» Material
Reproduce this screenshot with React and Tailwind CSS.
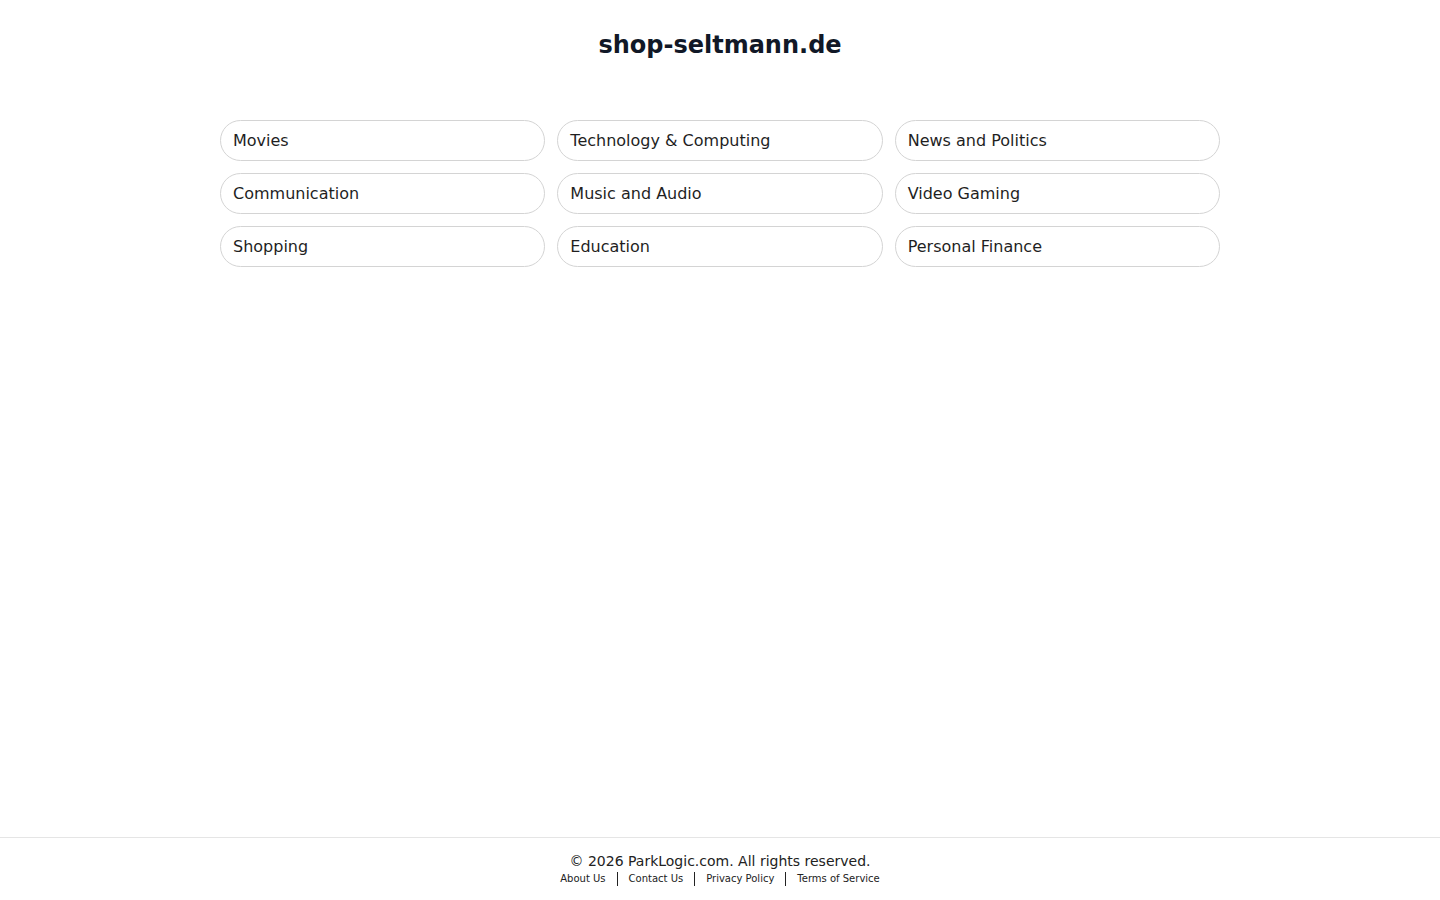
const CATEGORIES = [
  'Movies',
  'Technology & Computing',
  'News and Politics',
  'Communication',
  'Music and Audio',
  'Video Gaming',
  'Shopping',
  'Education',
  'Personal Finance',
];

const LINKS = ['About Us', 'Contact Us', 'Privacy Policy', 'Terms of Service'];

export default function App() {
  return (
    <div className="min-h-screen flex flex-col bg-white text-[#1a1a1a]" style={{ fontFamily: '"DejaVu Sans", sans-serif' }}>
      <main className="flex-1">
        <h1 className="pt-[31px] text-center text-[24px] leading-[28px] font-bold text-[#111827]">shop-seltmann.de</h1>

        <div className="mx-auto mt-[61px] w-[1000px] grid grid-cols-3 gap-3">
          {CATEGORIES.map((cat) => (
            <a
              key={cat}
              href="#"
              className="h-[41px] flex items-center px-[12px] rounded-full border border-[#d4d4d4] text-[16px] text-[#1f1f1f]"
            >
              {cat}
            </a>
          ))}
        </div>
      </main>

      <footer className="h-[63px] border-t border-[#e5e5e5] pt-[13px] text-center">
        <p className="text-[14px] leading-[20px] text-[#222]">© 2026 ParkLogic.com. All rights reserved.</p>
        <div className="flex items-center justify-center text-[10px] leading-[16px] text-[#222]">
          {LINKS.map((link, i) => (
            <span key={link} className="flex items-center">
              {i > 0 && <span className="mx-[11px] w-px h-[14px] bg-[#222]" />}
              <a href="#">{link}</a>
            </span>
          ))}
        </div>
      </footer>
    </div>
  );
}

» Written problem
Quote the data exactly, leaving every image out of the copy.

» Solution to this exercise
Reproduce this screenshot with React and Tailwind CSS.
const CATEGORIES = [
  'Movies',
  'Technology & Computing',
  'News and Politics',
  'Communication',
  'Music and Audio',
  'Video Gaming',
  'Shopping',
  'Education',
  'Personal Finance',
];

const LINKS = ['About Us', 'Contact Us', 'Privacy Policy', 'Terms of Service'];

export default function App() {
  return (
    <div className="min-h-screen flex flex-col bg-white text-[#1a1a1a]" style={{ fontFamily: '"DejaVu Sans", sans-serif' }}>
      <main className="flex-1">
        <h1 className="pt-[31px] text-center text-[24px] leading-[28px] font-bold text-[#111827]">shop-seltmann.de</h1>

        <div className="mx-auto mt-[61px] w-[1000px] grid grid-cols-3 gap-3">
          {CATEGORIES.map((cat) => (
            <a
              key={cat}
              href="#"
              className="h-[41px] flex items-center px-[12px] rounded-full border border-[#d4d4d4] text-[16px] text-[#1f1f1f]"
            >
              {cat}
            </a>
          ))}
        </div>
      </main>

      <footer className="h-[63px] border-t border-[#e5e5e5] pt-[13px] text-center">
        <p className="text-[14px] leading-[20px] text-[#222]">© 2026 ParkLogic.com. All rights reserved.</p>
        <div className="flex items-center justify-center text-[10px] leading-[16px] text-[#222]">
          {LINKS.map((link, i) => (
            <span key={link} className="flex items-center">
              {i > 0 && <span className="mx-[11px] w-px h-[14px] bg-[#222]" />}
              <a href="#">{link}</a>
            </span>
          ))}
        </div>
      </footer>
    </div>
  );
}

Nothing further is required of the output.